Exercise objective:
All of the data should be output character for character, except the pictures.
════════════════════
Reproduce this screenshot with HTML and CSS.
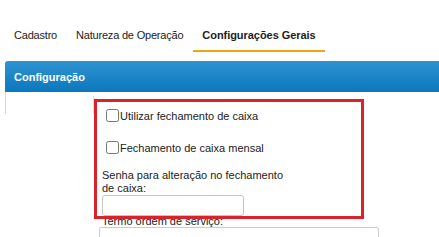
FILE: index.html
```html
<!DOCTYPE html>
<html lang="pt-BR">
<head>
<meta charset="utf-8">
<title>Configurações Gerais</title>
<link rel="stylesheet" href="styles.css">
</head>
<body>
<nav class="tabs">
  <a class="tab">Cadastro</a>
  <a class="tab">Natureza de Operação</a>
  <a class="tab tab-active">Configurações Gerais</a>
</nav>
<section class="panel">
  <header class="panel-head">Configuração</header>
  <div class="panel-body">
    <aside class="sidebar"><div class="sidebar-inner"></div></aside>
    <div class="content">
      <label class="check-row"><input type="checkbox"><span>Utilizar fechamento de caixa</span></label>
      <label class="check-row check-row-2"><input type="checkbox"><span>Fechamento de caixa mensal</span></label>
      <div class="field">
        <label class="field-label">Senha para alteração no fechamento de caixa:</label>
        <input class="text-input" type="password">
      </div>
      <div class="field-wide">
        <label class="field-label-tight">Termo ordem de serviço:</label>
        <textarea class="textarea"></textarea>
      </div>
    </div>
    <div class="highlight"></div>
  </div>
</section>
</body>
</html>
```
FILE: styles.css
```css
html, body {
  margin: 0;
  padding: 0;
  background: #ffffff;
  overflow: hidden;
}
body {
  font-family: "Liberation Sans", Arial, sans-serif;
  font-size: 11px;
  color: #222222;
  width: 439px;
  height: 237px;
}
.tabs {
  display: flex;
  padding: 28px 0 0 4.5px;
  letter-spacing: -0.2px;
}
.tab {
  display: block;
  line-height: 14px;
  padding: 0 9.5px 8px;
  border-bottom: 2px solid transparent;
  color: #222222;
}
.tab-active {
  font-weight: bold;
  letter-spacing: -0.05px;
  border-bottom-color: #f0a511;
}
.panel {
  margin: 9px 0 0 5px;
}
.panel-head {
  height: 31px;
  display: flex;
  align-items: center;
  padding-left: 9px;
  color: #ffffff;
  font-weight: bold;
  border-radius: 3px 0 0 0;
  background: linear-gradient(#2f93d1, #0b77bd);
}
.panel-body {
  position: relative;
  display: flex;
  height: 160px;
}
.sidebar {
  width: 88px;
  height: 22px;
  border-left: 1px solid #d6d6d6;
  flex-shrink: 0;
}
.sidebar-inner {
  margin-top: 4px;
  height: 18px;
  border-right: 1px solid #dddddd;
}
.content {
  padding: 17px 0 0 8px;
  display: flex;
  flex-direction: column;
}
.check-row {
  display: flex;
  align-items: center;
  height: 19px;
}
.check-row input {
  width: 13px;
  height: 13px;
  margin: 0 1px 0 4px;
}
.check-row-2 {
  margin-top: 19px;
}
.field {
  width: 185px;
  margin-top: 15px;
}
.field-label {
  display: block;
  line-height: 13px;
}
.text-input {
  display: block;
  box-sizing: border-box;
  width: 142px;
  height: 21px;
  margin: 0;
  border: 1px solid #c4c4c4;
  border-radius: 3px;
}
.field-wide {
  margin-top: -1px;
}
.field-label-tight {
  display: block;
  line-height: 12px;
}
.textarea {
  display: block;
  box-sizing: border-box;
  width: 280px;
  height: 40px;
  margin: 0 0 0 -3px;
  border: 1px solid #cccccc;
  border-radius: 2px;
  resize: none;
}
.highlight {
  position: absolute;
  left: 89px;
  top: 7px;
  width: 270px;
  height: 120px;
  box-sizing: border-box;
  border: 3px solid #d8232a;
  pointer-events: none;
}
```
════════════════════
Correct output:
Reproduce this screenshot with HTML and CSS.
FILE: index.html
```html
<!DOCTYPE html>
<html lang="pt-BR">
<head>
<meta charset="utf-8">
<title>Configurações Gerais</title>
<link rel="stylesheet" href="styles.css">
</head>
<body>
<nav class="tabs">
  <a class="tab">Cadastro</a>
  <a class="tab">Natureza de Operação</a>
  <a class="tab tab-active">Configurações Gerais</a>
</nav>
<section class="panel">
  <header class="panel-head">Configuração</header>
  <div class="panel-body">
    <aside class="sidebar"><div class="sidebar-inner"></div></aside>
    <div class="content">
      <label class="check-row"><input type="checkbox"><span>Utilizar fechamento de caixa</span></label>
      <label class="check-row check-row-2"><input type="checkbox"><span>Fechamento de caixa mensal</span></label>
      <div class="field">
        <label class="field-label">Senha para alteração no fechamento de caixa:</label>
        <input class="text-input" type="password">
      </div>
      <div class="field-wide">
        <label class="field-label-tight">Termo ordem de serviço:</label>
        <textarea class="textarea"></textarea>
      </div>
    </div>
    <div class="highlight"></div>
  </div>
</section>
</body>
</html>
```
FILE: styles.css
```css
html, body {
  margin: 0;
  padding: 0;
  background: #ffffff;
  overflow: hidden;
}
body {
  font-family: "Liberation Sans", Arial, sans-serif;
  font-size: 11px;
  color: #222222;
  width: 439px;
  height: 237px;
}
.tabs {
  display: flex;
  padding: 28px 0 0 4.5px;
  letter-spacing: -0.2px;
}
.tab {
  display: block;
  line-height: 14px;
  padding: 0 9.5px 8px;
  border-bottom: 2px solid transparent;
  color: #222222;
}
.tab-active {
  font-weight: bold;
  letter-spacing: -0.05px;
  border-bottom-color: #f0a511;
}
.panel {
  margin: 9px 0 0 5px;
}
.panel-head {
  height: 31px;
  display: flex;
  align-items: center;
  padding-left: 9px;
  color: #ffffff;
  font-weight: bold;
  border-radius: 3px 0 0 0;
  background: linear-gradient(#2f93d1, #0b77bd);
}
.panel-body {
  position: relative;
  display: flex;
  height: 160px;
}
.sidebar {
  width: 88px;
  height: 22px;
  border-left: 1px solid #d6d6d6;
  flex-shrink: 0;
}
.sidebar-inner {
  margin-top: 4px;
  height: 18px;
  border-right: 1px solid #dddddd;
}
.content {
  padding: 17px 0 0 8px;
  display: flex;
  flex-direction: column;
}
.check-row {
  display: flex;
  align-items: center;
  height: 19px;
}
.check-row input {
  width: 13px;
  height: 13px;
  margin: 0 1px 0 4px;
}
.check-row-2 {
  margin-top: 19px;
}
.field {
  width: 185px;
  margin-top: 15px;
}
.field-label {
  display: block;
  line-height: 13px;
}
.text-input {
  display: block;
  box-sizing: border-box;
  width: 142px;
  height: 21px;
  margin: 0;
  border: 1px solid #c4c4c4;
  border-radius: 3px;
}
.field-wide {
  margin-top: -1px;
}
.field-label-tight {
  display: block;
  line-height: 12px;
}
.textarea {
  display: block;
  box-sizing: border-box;
  width: 280px;
  height: 40px;
  margin: 0 0 0 -3px;
  border: 1px solid #cccccc;
  border-radius: 2px;
  resize: none;
}
.highlight {
  position: absolute;
  left: 89px;
  top: 7px;
  width: 270px;
  height: 120px;
  box-sizing: border-box;
  border: 3px solid #d8232a;
  pointer-events: none;
}
```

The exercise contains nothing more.